No hay derecho a tener la clase política que tenemos, a que conviertan una negociación en un pulso, un espacio abierto en un muro, a que nos coloquen, de nuevo, en el inicio de un nuevo precipicio, a su falta de acuerdo, al bloqueo, a la ausencia de responsabilidades, a la nadería, al fracaso, a la bochornosa escenificación del desencuentro. No hay derecho a convertir una investidura en una autopsia.
No hay derecho a que Sánchez haya esperado hasta el último momento para negociar, a que haya jugado una partida de póker, de parchís en ocasiones, en vez de una de ajedrez, a jugar con el almanaque, a tantos cambios en tan poco tiempo, de un gobierno monocolor a un tecnicolor, de técnicos a vicepresidentes, de la sorpresa al asombro.
No hay derecho a que Iglesias haya desperdiciado otra bola de partido, tumbando una posibilidad histórica, como en 2015, teniendo en su mano una vicepresidencia y tres ministerios, escudado en la humillación y en el elemento decorativo, y sirviendo en bandeja de plata la posibilidad de un gobierno de las derechas.
No hay derecho a que los populares, ni Ciudadanos, no digo nada de VOX, no hayan hecho ni el más mínimo gesto de Estado para poder llegar a un gran acuerdo de Estado, pensando en todos, en la estabilidad, en dejar gobernar para que ellos pudieran hacer oposición creativa, constructiva, ser la nueva alternativa real y poderosa en los próximos comicios.
No hay derecho a tanto teatro, tantas acusaciones, reprimendas, trazas gruesas, insultos, mentiras, reproches, sorna e inquina, ni a esa carga insoportable de desconfianza que hace pensar que no habrá acuerdo en septiembre, como no lo hubo ayer y como no lo hubo hace años. Las izquierdas, históricamente, ya en la República, se miran con recelo y sin ganas. Valieron juntos para destruir el gobierno de Rajoy pero son incapaces juntos de crear algo que merezca la pena.
No hay derecho a que los negociadores hayan perdido tanto tiempo, a que no se hayan atornillando a una mesa, dejando que pasaran los días, centrados en las palabras abiertas, las semanas, los meses, perdiendo tiempo del acuerdo mientras filtraban mensajes, publicaban tweets, repartían con la prensa en los pasillos del Congreso de los Diputados… Maldita sea, han perdido tanto tiempo.
No hay derecho a que haya que esperar dos meses más, hasta el 23 de septiembre, dicen, otra vez, Esperando a Godot, como un teatro del absurdo, entre la desesperanza y el autoengaño, sobre el filo de una tragicomedia, cuando este país necesita levantarse por las mañanas y andar. Solo necesitamos echar a andar. Nada más.

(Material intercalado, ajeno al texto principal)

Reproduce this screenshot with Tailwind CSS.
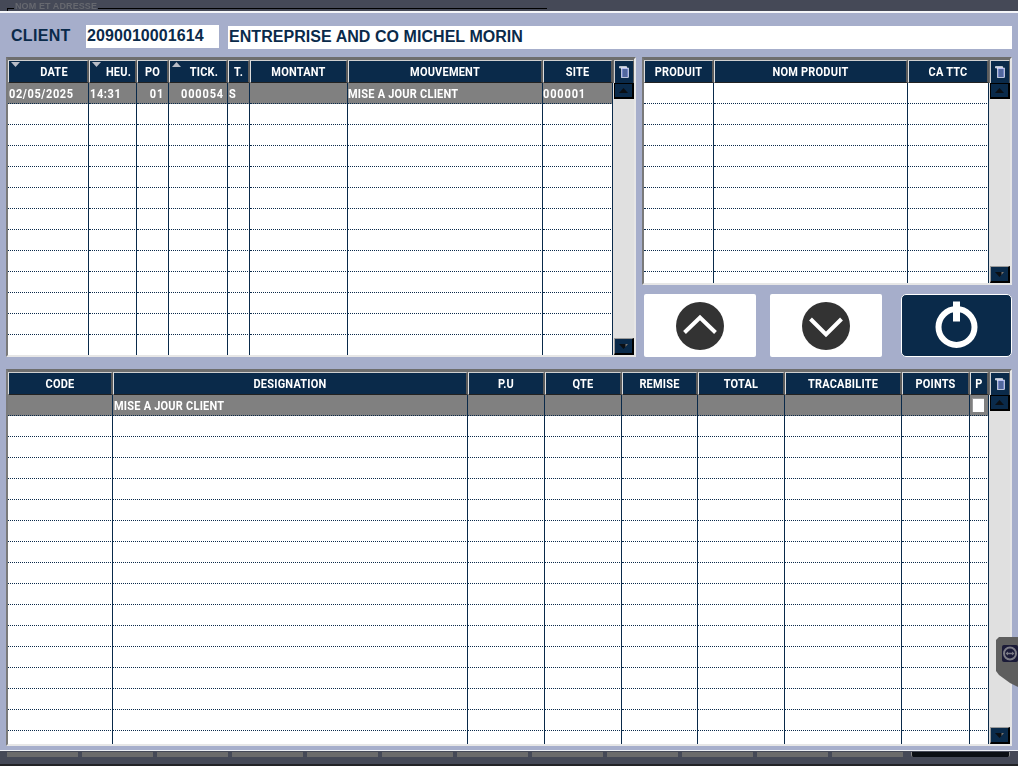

No hay derecho a tener que soportar la creación del relato de cada parte. Lo de de ayer pareció una rendición de cuentas en busca de responsables. Porque, a partir de hoy, vendrán a convencernos de que lo suyo era la bueno, a imponernos el relato y eso se hace ya tan insoportable.
No hay derecho al fracaso que nos aboca a otro terreno de duda, al peligro de la oquedad húmeda de la falta de gobierno, justo ahora cuando lo que interesa es jugar de verdad, entrar en el campo de batalla, perder material, ceder espacios, ser generoso para, en tu sincera humildad, ser más grande en el futuro. El nuevo curso llegará con la Diada y la sentencia del Procés y, quizás, ya sea demasiado tarde para todo, para todos.